HIALEAH, Fla. — Construction worker Alex López, 41, a native of Guatemala, gets by on jobs with broken English. He knows the tools and follows directions, but he hasn’t mastered enough English to pass Florida’s written driving exam. He recently failed a 50-question multiple-choice test given only in English.
“Mi inglés no es muy malo,” López said. “After they gave me instructions and taught me how to use the computer program, I froze. I felt sick.”
Florida long allowed written driving tests in Spanish, but in February the state began requiring written and oral tests only in English for new drivers, without translator assistance. The change, enacted by Republican leaders and framed by the Trump administration’s hardline immigration rhetoric, took full effect in April.

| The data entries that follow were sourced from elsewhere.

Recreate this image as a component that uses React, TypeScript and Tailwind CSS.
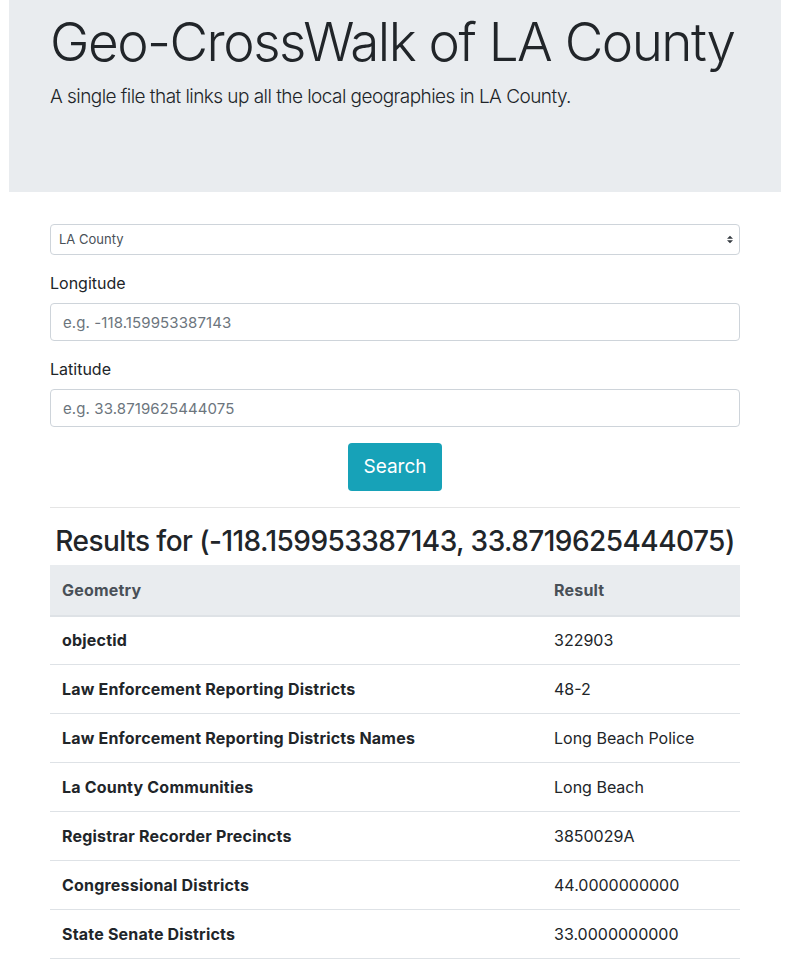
import React from 'react';

const ROWS: [string, string][] = [
  ['objectid', '322903'],
  ['Law Enforcement Reporting Districts', '48-2'],
  ['Law Enforcement Reporting Districts Names', 'Long Beach Police'],
  ['La County Communities', 'Long Beach'],
  ['Registrar Recorder Precincts', '3850029A'],
  ['Congressional Districts', '44.0000000000'],
  ['State Senate Districts', '33.0000000000'],
];

export default function App() {
  return (
    <div className="min-h-screen bg-white text-[#212529] font-['Inter',sans-serif]">
      {/* jumbotron */}
      <div className="ml-[9px] h-[192px] w-[772px] bg-[#e9ecef] pl-[41px] pt-[11px]">
        <h1 className="text-[53px] font-light leading-[1.2] tracking-[-1.5px]">Geo-CrossWalk of LA County</h1>
        <p className="mt-[8px] text-[19px] font-light tracking-[-0.55px]">
          A single file that links up all the local geographies in LA County.
        </p>
      </div>

      <div className="mx-[50px] w-[690px] pt-[32px]">
        <div className="relative">
          <select className="h-[31px] w-full appearance-none rounded border border-[#ced4da] bg-white pl-[8px] text-[13px] text-[#495057]">
            <option>LA County</option>
          </select>
          <svg className="pointer-events-none absolute right-[7px] top-[11px]" width="6" height="9" viewBox="0 0 4 5">
            <path d="M2 0L0 2h4zm0 5L0 3h4z" fill="#343a40" />
          </svg>
        </div>

        <label className="mt-[16px] block text-[16px] leading-[24px]">Longitude</label>
        <input
          className="mt-[8px] h-[38px] w-full rounded border border-[#ced4da] px-[12px] text-[15px] tracking-[0.1px] placeholder:text-[#6c757d]"
          placeholder="e.g. -118.159953387143"
        />

        <label className="mt-[16px] block text-[16px] leading-[24px]">Latitude</label>
        <input
          className="mt-[8px] h-[38px] w-full rounded border border-[#ced4da] px-[12px] text-[15px] tracking-[0.1px] placeholder:text-[#6c757d]"
          placeholder="e.g. 33.8719625444075"
        />

        <div className="mt-[16px] flex justify-center">
          <button className="h-[48px] w-[94px] rounded bg-[#17a2b8] text-[19px] text-white">Search</button>
        </div>

        <hr className="mt-[16px] border-t border-[#e5e5e5]" />

        <h3 className="mt-[17px] text-center text-[28px] font-medium leading-[1.2] tracking-[-0.55px]">
          Results for (-118.159953387143, 33.8719625444075)
        </h3>

        <table className="mt-[6px] w-full border-collapse text-[16px]">
          <thead>
            <tr className="bg-[#e9ecef] text-[#495057]">
              <th className="h-[51px] w-[492px] border-b-2 border-[#dee2e6] px-[12px] pt-[1px] text-left font-bold tracking-[0.2px]">Geometry</th>
              <th className="h-[51px] border-b-2 border-[#dee2e6] px-[12px] pt-[1px] text-left font-bold tracking-[0.2px]">Result</th>
            </tr>
          </thead>
          <tbody>
            {ROWS.map(([k, v]) => (
              <tr key={k} className="border-b border-[#dee2e6]">
                <th className="h-[49px] px-[12px] text-left font-bold tracking-[0.2px]">{k}</th>
                <td className="h-[49px] px-[12px]">{v}</td>
              </tr>
            ))}
          </tbody>
        </table>
      </div>
    </div>
  );
}
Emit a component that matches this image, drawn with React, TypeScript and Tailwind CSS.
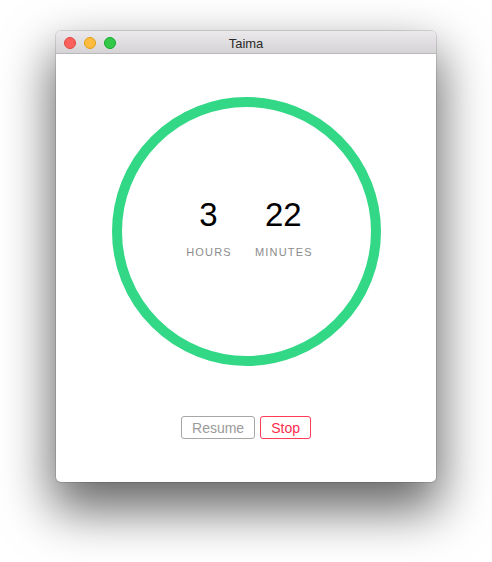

The rule makes Florida one of the few states to require English-only licensing exams — and by far the largest and most linguistically diverse. About one in three Floridians speak a language other than English at home. Critics say the policy erects a new barrier for immigrants in cities like Miami and Orlando, where Spanish and Haitian Creole are widely spoken.
The Department of Highway Safety and Motor Vehicles adopted the rule less than a year after a commercial truck driver making an illegal U-turn killed three people on the Florida Turnpike, a case cited by supporters. Gov. Ron DeSantis praised the move as a “good reform.” “If you don’t know what road signs are saying, you’re more likely to get into a car accident that puts all of us in peril,” Florida Rep. Berny Jacques (R-Seminole) said, backing the requirement. Jacques, who was born in Haiti, also noted that Floridians voted in 1988 to make English the state’s official language and said the change will encourage immigrants to assimilate.
Opponents argue there’s no evidence limited English proficiency makes drivers more dangerous and that the rule will push people to drive without licenses in a state with poor public transportation. “We’re going to create a class of people that are going to be criminalized for something as simple as picking up a prescription,” said Adriana Rivera of the Florida Immigrant Coalition. She added the policy will especially affect Orlando’s Puerto Rican population and other communities with limited English proficiency.
Language debates are not new in Florida. After the 1980 Mariel boatlift, Miami-Dade County adopted an ordinance restricting the use of taxpayer money for programs in languages other than English; the law was later repealed. Manny Díaz, a Cuban-American leader who served as Miami mayor and chaired the Florida Democratic Party, said he was disappointed by the new test requirement. “My first thought was, ‘My God, I thought we were done with this,'” Díaz said, adding that Miami’s multilingual character has been central to its success.
At Speedway Driving School in Hialeah, which serves many Latin American immigrants who need licenses to work and care for families, the new rule is tangible in day-to-day struggles. Owner Yuri Rodríguez said enrollments have fallen because people are afraid they won’t pass.
Instructor Johannes González has redesigned lessons to cope with the new reality. He teaches primarily in Spanish but focuses on getting students to memorize key English words and how they appear on the test. González uses PowerPoint sample questions and points out English words that share Latin roots with Spanish: velocity — velocidad; pedestrian — peatón. He tells students to learn likely test phrasing: “Maximum highway speed, right? Seventy miles an hour. Te lo pongo en inglés, es más o menos igual. Maximum.”
Classes have lengthened and more students fail on the first try, so the school charges a flat fee that lets learners attend as many sessions as needed. Older students — especially those over 50 — struggle more with the new format, González said.
On a recent Saturday, eight students squeezed into a small classroom with road signs on the walls. Their backgrounds reflected Miami’s diversity: one man arrived from Colombia two weeks earlier; Yaima Fuentes Pérez, 41, came from Cuba just over a year ago and received her green card after the English-only rule took effect. Fuentes, once a journalist in Cuba, said she needed a license to attend accounting classes and wished the test were available in Spanish. “I understand I live in the United States and English is the dominant language — but I also understand there are many Latinos who live in this country, especially in Florida,” she said in Spanish.
After weeks of study using González’s methods, some students saw progress. Fuentes missed only one question on the practice test and later did well on the written exam. López, however, failed for a second time and returned to study. The changes have left many learners relying on memorization and keyword recognition to meet a requirement that had previously been available in their native language.